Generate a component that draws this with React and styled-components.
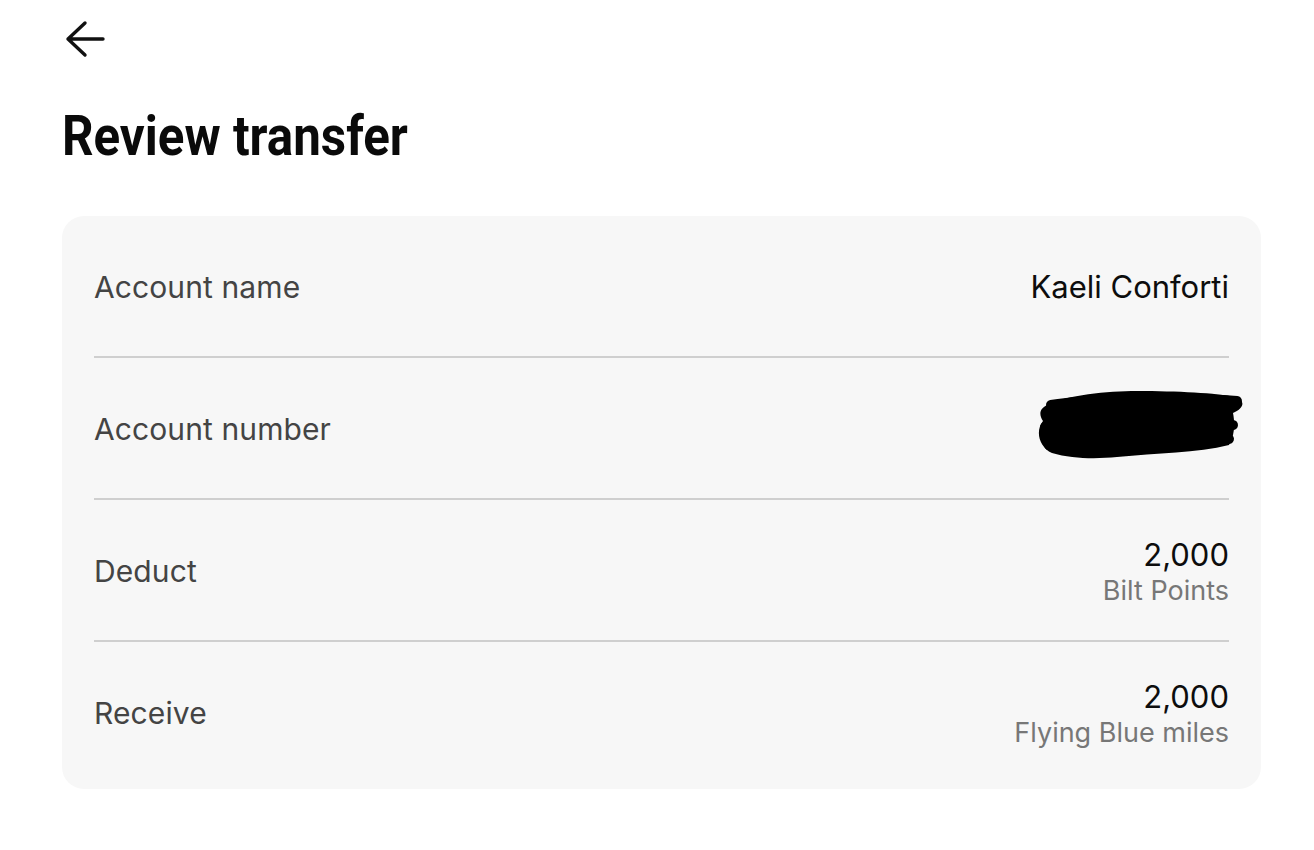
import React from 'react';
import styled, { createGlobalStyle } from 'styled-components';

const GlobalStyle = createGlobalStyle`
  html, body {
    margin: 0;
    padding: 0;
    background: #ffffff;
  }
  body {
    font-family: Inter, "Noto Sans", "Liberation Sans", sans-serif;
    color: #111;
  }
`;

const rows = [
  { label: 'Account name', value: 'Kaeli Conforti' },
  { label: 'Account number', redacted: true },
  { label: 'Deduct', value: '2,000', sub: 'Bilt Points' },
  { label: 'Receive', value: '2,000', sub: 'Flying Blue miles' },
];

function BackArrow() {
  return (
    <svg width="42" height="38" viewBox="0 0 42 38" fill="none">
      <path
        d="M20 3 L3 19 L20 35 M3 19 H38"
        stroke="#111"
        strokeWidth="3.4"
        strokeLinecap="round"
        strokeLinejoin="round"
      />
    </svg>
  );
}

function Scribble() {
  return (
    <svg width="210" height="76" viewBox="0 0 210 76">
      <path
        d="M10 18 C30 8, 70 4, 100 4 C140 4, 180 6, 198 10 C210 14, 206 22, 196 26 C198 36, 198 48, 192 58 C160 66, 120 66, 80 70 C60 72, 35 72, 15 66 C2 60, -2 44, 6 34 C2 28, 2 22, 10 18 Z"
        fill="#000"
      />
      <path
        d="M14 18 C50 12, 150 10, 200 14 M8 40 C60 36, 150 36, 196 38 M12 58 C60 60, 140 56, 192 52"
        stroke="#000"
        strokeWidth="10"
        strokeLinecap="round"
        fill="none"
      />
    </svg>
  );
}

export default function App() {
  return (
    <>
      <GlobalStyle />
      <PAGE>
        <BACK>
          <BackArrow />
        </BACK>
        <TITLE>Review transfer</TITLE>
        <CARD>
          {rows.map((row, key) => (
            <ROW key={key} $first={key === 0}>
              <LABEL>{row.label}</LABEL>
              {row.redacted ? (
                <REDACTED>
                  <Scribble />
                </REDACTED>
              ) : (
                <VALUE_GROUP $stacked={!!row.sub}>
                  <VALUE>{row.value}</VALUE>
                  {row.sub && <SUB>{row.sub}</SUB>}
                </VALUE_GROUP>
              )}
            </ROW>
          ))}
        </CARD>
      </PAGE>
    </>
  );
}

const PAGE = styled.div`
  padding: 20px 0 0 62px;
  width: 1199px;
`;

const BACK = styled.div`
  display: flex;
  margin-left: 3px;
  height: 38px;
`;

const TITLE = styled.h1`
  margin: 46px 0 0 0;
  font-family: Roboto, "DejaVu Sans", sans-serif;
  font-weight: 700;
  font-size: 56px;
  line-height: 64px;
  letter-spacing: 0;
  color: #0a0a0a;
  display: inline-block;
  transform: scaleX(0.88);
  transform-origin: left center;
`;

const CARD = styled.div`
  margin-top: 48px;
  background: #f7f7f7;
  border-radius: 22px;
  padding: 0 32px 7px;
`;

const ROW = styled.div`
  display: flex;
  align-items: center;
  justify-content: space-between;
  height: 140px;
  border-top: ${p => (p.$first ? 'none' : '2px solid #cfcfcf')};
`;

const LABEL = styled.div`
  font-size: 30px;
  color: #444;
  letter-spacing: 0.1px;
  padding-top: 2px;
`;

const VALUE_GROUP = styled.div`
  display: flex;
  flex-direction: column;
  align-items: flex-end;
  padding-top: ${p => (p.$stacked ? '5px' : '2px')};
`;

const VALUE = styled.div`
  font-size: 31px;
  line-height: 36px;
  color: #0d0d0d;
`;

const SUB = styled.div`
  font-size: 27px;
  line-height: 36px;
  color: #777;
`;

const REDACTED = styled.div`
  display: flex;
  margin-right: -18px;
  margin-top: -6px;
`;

========================================================================

Output each line exactly; omit every picture.

Generate a component that draws this with React and styled-components.
import React from 'react';
import styled, { createGlobalStyle } from 'styled-components';

const GlobalStyle = createGlobalStyle`
  html, body {
    margin: 0;
    padding: 0;
    background: #ffffff;
  }
  body {
    font-family: Inter, "Noto Sans", "Liberation Sans", sans-serif;
    color: #111;
  }
`;

const rows = [
  { label: 'Account name', value: 'Kaeli Conforti' },
  { label: 'Account number', redacted: true },
  { label: 'Deduct', value: '2,000', sub: 'Bilt Points' },
  { label: 'Receive', value: '2,000', sub: 'Flying Blue miles' },
];

function BackArrow() {
  return (
    <svg width="42" height="38" viewBox="0 0 42 38" fill="none">
      <path
        d="M20 3 L3 19 L20 35 M3 19 H38"
        stroke="#111"
        strokeWidth="3.4"
        strokeLinecap="round"
        strokeLinejoin="round"
      />
    </svg>
  );
}

function Scribble() {
  return (
    <svg width="210" height="76" viewBox="0 0 210 76">
      <path
        d="M10 18 C30 8, 70 4, 100 4 C140 4, 180 6, 198 10 C210 14, 206 22, 196 26 C198 36, 198 48, 192 58 C160 66, 120 66, 80 70 C60 72, 35 72, 15 66 C2 60, -2 44, 6 34 C2 28, 2 22, 10 18 Z"
        fill="#000"
      />
      <path
        d="M14 18 C50 12, 150 10, 200 14 M8 40 C60 36, 150 36, 196 38 M12 58 C60 60, 140 56, 192 52"
        stroke="#000"
        strokeWidth="10"
        strokeLinecap="round"
        fill="none"
      />
    </svg>
  );
}

export default function App() {
  return (
    <>
      <GlobalStyle />
      <PAGE>
        <BACK>
          <BackArrow />
        </BACK>
        <TITLE>Review transfer</TITLE>
        <CARD>
          {rows.map((row, key) => (
            <ROW key={key} $first={key === 0}>
              <LABEL>{row.label}</LABEL>
              {row.redacted ? (
                <REDACTED>
                  <Scribble />
                </REDACTED>
              ) : (
                <VALUE_GROUP $stacked={!!row.sub}>
                  <VALUE>{row.value}</VALUE>
                  {row.sub && <SUB>{row.sub}</SUB>}
                </VALUE_GROUP>
              )}
            </ROW>
          ))}
        </CARD>
      </PAGE>
    </>
  );
}

const PAGE = styled.div`
  padding: 20px 0 0 62px;
  width: 1199px;
`;

const BACK = styled.div`
  display: flex;
  margin-left: 3px;
  height: 38px;
`;

const TITLE = styled.h1`
  margin: 46px 0 0 0;
  font-family: Roboto, "DejaVu Sans", sans-serif;
  font-weight: 700;
  font-size: 56px;
  line-height: 64px;
  letter-spacing: 0;
  color: #0a0a0a;
  display: inline-block;
  transform: scaleX(0.88);
  transform-origin: left center;
`;

const CARD = styled.div`
  margin-top: 48px;
  background: #f7f7f7;
  border-radius: 22px;
  padding: 0 32px 7px;
`;

const ROW = styled.div`
  display: flex;
  align-items: center;
  justify-content: space-between;
  height: 140px;
  border-top: ${p => (p.$first ? 'none' : '2px solid #cfcfcf')};
`;

const LABEL = styled.div`
  font-size: 30px;
  color: #444;
  letter-spacing: 0.1px;
  padding-top: 2px;
`;

const VALUE_GROUP = styled.div`
  display: flex;
  flex-direction: column;
  align-items: flex-end;
  padding-top: ${p => (p.$stacked ? '5px' : '2px')};
`;

const VALUE = styled.div`
  font-size: 31px;
  line-height: 36px;
  color: #0d0d0d;
`;

const SUB = styled.div`
  font-size: 27px;
  line-height: 36px;
  color: #777;
`;

const REDACTED = styled.div`
  display: flex;
  margin-right: -18px;
  margin-top: -6px;
`;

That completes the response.